■ **OBJECTIVE**
Pictures stay out. Extract the lines below from the first one through the line with "</TitleCard>", both included.
━━ INFORMATION SHOWN
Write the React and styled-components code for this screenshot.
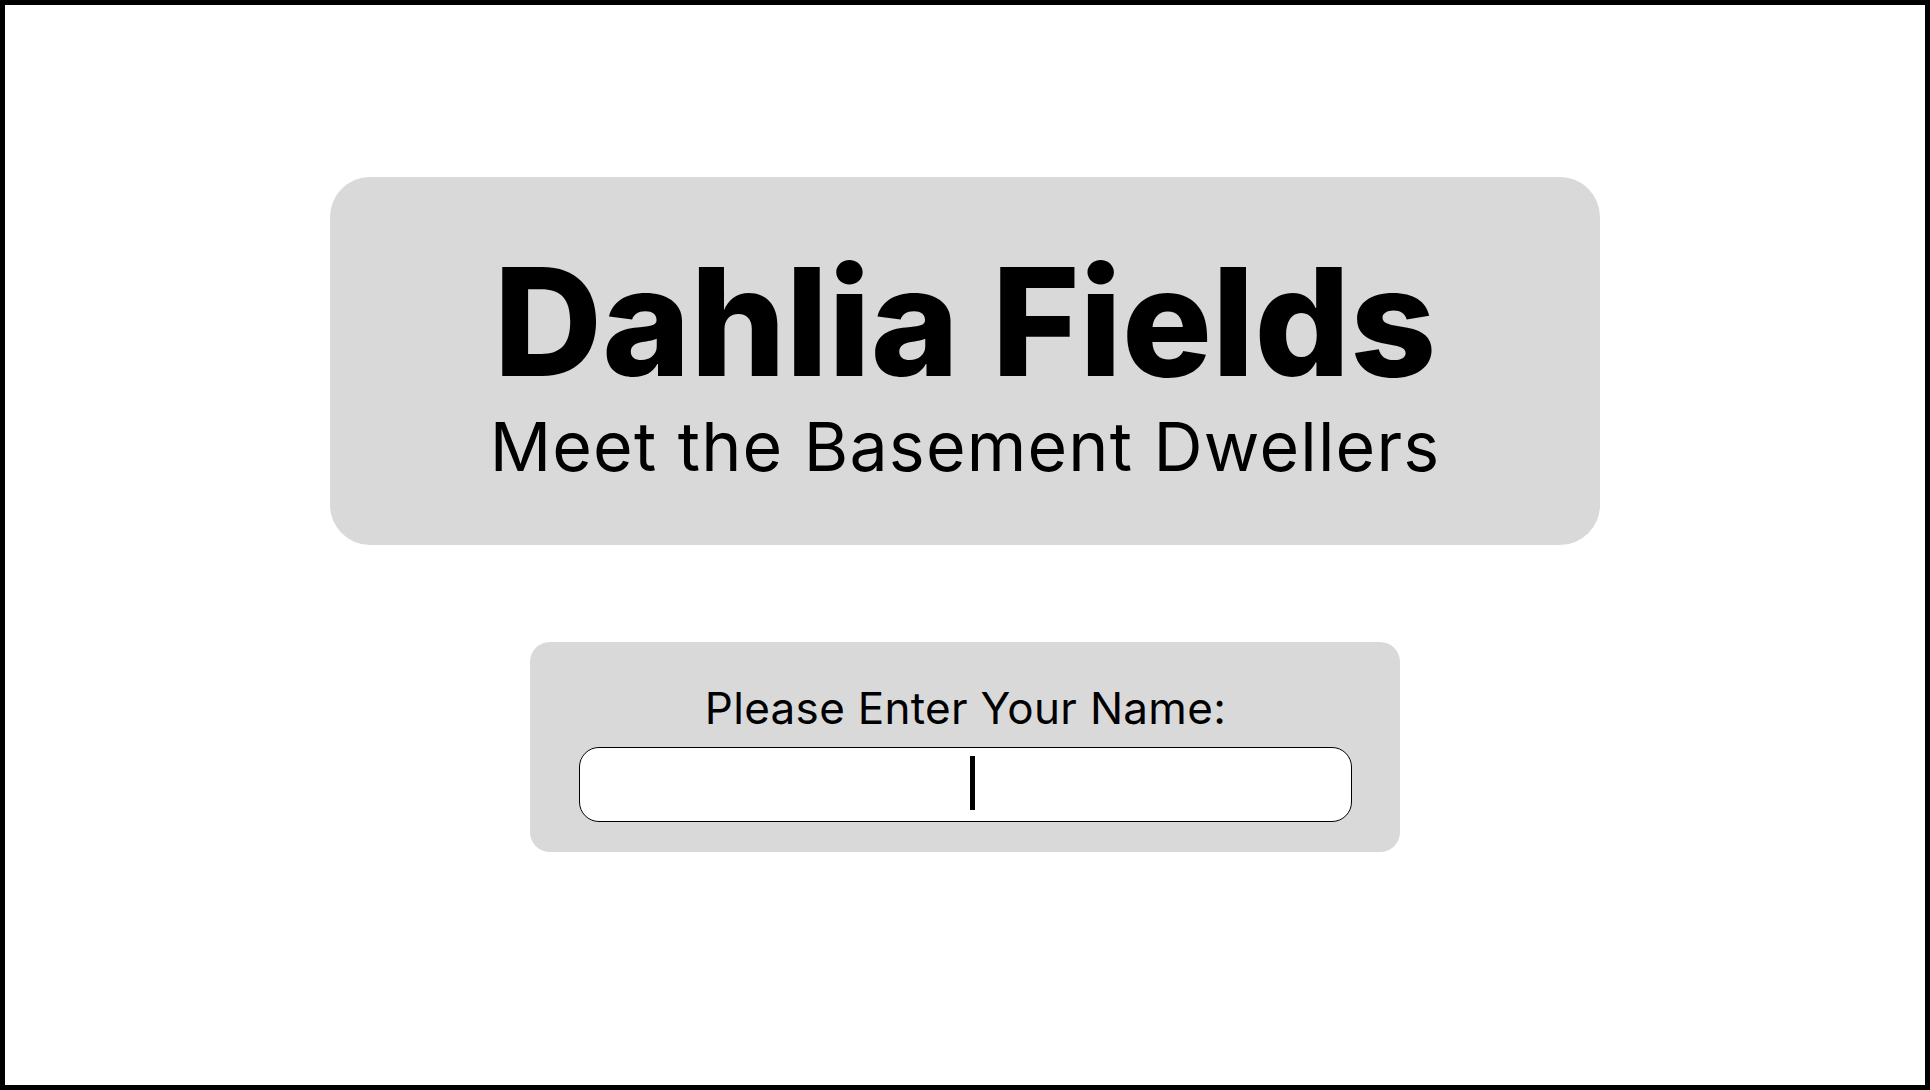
import React from 'react';
import styled, { createGlobalStyle } from 'styled-components';

const GlobalStyle = createGlobalStyle`
  html, body {
    margin: 0;
    padding: 0;
    background: #ffffff;
  }
  * {
    box-sizing: border-box;
  }
`;

export default function App() {
  return (
    <>
      <GlobalStyle />
      <Frame>
        <TitleCard>
          <Title>Dahlia Fields</Title>
          <Subtitle>Meet the Basement Dwellers</Subtitle>
        </TitleCard>

        <NameCard>
          <Label htmlFor="name">Please Enter Your Name:</Label>
          <Field>
            <NameInput id="name" type="text" />
            <Caret />
          </Field>
        </NameCard>
      </Frame>
    </>
  );
}

const Frame = styled.main`
  width: 100%;
  height: 1090px;
  border: 5px solid #000000;
  background: #ffffff;
  display: flex;
  flex-direction: column;
  align-items: center;
  padding-top: 172px;
  font-family: Inter, "Noto Sans", sans-serif;
  color: #000000;
`;

const TitleCard = styled.section`
  width: 1270px;
  height: 368px;
  padding-top: 70px;
  background: #d9d9d9;
  border-radius: 40px;
  display: flex;
  flex-direction: column;
  align-items: center;
  gap: 15px;
`;

const Title = styled.h1`
  margin: 0;
  font-size: 150px;
  line-height: 1;
  font-weight: 800;
  letter-spacing: 0;
`;

const Subtitle = styled.h2`
  margin: 0;
  font-size: 68px;
  line-height: 1;
  font-weight: 400;
  letter-spacing: 1.2px;
`;

const NameCard = styled.section`
  width: 870px;
  height: 210px;
  margin-top: 97px;
  padding: 44px 48px 0 49px;
  background: #d9d9d9;
  border-radius: 20px;
  display: flex;
  flex-direction: column;
  align-items: center;
  gap: 17px;
`;

const Label = styled.label`
  font-size: 44px;
  line-height: 1;
  font-weight: 400;
  letter-spacing: 0.3px;
`;

const Field = styled.div`
  position: relative;
  width: 100%;
  height: 75px;
`;

const NameInput = styled.input`
  width: 100%;
  height: 100%;
  border: 1px solid #000000;
  border-radius: 20px;
  background: #ffffff;
  font-family: inherit;
  font-size: 44px;
  text-align: center;
  outline: none;
`;

const Caret = styled.span`
  position: absolute;
  left: 391px;
  top: 9px;
  width: 5px;
  height: 54px;
  background: #000000;
  pointer-events: none;
`;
━━━━
■ **OUTPUT OF THE TASK**
Write the React and styled-components code for this screenshot.
import React from 'react';
import styled, { createGlobalStyle } from 'styled-components';

const GlobalStyle = createGlobalStyle`
  html, body {
    margin: 0;
    padding: 0;
    background: #ffffff;
  }
  * {
    box-sizing: border-box;
  }
`;

export default function App() {
  return (
    <>
      <GlobalStyle />
      <Frame>
        <TitleCard>
          <Title>Dahlia Fields</Title>
          <Subtitle>Meet the Basement Dwellers</Subtitle>
        </TitleCard>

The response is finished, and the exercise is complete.